Une démocratie se juge aussi là, à son respect des droits publics, y compris quand ça chauffe.  Il y a bien longtemps je me suis retrouvé à tenter de secourir un jeune homme rue Monsieur Le Prince. Il s’appelait Malik Oussekine et il était en train de succomber aux coups d’une police qui se déchainait dans les rues de Paris à moto, frappant indistinctement et sans mesure. On dirait que le pouvoir en la matière n’a rien oublié et n’a rien appris. La défense par trop systématique d’actes qui paraissent visiblement hors de clous,  finit par créer un climat de laisser-faire et d’impunité délétère.
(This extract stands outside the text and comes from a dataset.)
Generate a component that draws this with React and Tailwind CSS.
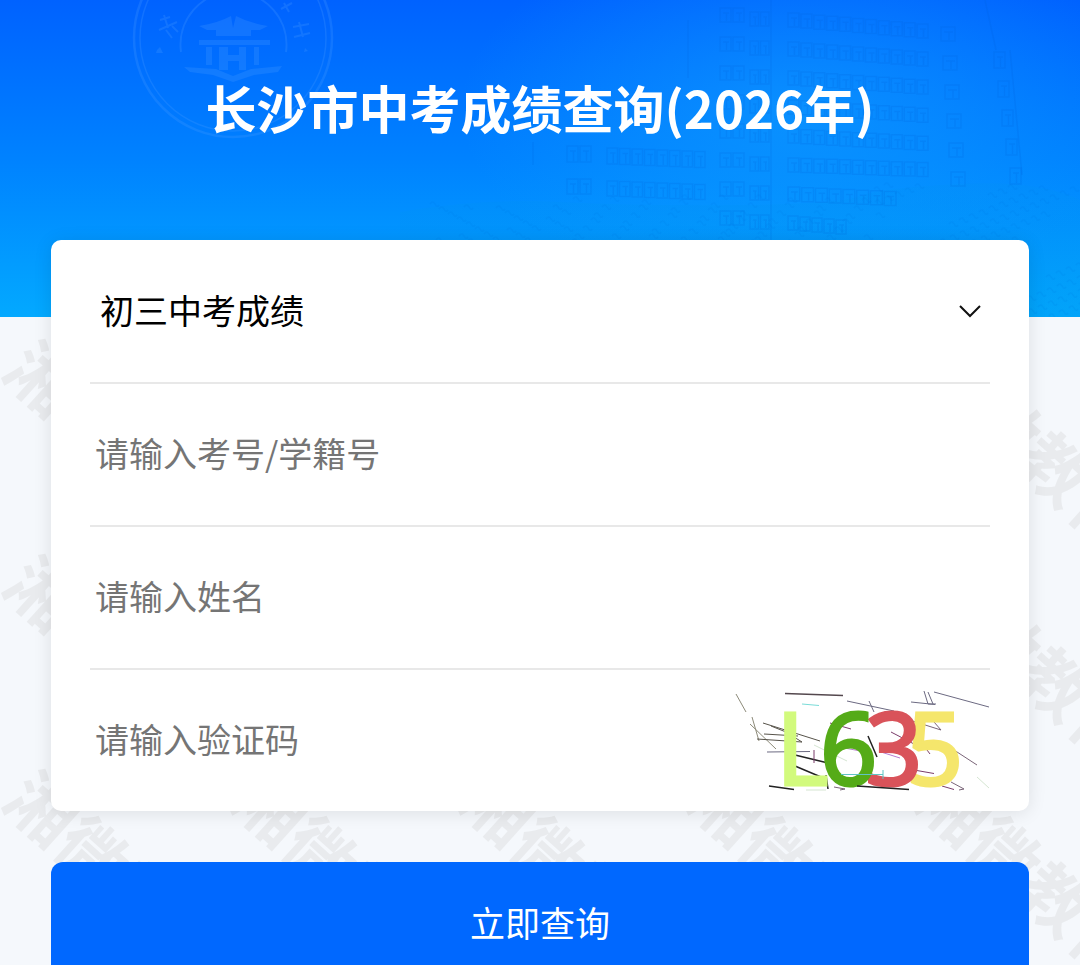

Car les vrais responsables ne sont pas ces hommes derrière leur bouclier qui endiguent les colères sociales en première ligne, mais leurs chefs qui les équipent, les forment et les commandent, souvent mal. La mort toute récente d’un livreur parisien, père de 5 enfants, nommé Cédric Chouviat,  au cours d’un contrôle routier de routine, mort provoquée par l’utilisation de méthode d’immobilisation connue pour leur dangerosité, renforce encore cette suspicion entre les forces de l’ordre et les citoyens. On risquera bientôt, comme le font déjà les Afro-Américains aux États-Unis, de ne plus descendre de sa voiture et de filmer l’intégralité des échanges avec les forces de police de peur de risquer le pire pour une bavure.  

Vouloir à tout prix conserver le placage ventral, le LBD ou la grenade de désencerclement, c’est pousser les forces de l’ordre en direction d’une surenchère qui risquent de les couper de la population, c’est rompre avec cette légitimité forcément attachée à la proportionnalité et à la mesure, c’est faire policier ou du gendarme non plus une force qui s’oppose, mais un ennemi qui vous détruit. Dans une démocratie, nous ne devrions pas avoir peur d’aller manifester, d’aller faire entendre notre voix et ce n’est plus le cas. Nous devrions craindre l’amende ou la sanction, mais non pas le contrôle, ce n’est plus le cas. Trois hommes en tenue assis le dos d’une personne casquée : il ne faut pas être spécialiste en anatomie pour comprendre que c’est risqué. Les tirs tendus, les croche-pattes, les bastonnades sur des gens à terre, l’usage du LBD au visage et à bout portant, les grenades de désencerclement utilisées systématiquement,  tout cela ternit l’image d’une police pourtant plus que nécessaire dans l’espace public.

Le ministre Castaner, par un mélange de pusillanimité et d’entêtement, et par manque de compétence dans cet univers qui appelle rigueur, éthique et maitrise de soi, ajoute encore au sentiment de libre-cours par l’incohérence voire l’irresponsabilité de ses propos qui relève en général du déni. Il faut que la liste s’allonge des estropiés à vie et que les images parlement d’elles-mêmes pour arracher au premier flic de France un maigre aveu.  Ce sont en effet les chefs, ministres, préfets, directeurs, qui donnent le ton, qui laissent entendre ce qui est acceptable ou pas et visiblement en ce moment ils ne sont pas clairs. La police républicaine n’est pas seulement là pour faire respecter la loi (« law enforcment » disent les américains), elle est là aussi pour maintenir l’ordre au sein de la communauté nationale et non pas pour engendrer plus de désordre.  Si la police commence à faire peur aux citoyens, c’est l’équilibre démocratique entre la liberté et la loi qui vacille. Tous ceux qui sont passés devant les policiers écrasant un homme qui se débattait et suffoquait ont été choqués, ont filmé la scène et ne sont pas intervenus. En cela ils ont été de bons citoyens puisque c’était des policiers, les nôtres, qui agissaient.   Pourtant cette violence a posteriori paraît d’autant plus  excessive qu’elle se pare d’une légitimité qu’elle va finir par ne plus mériter.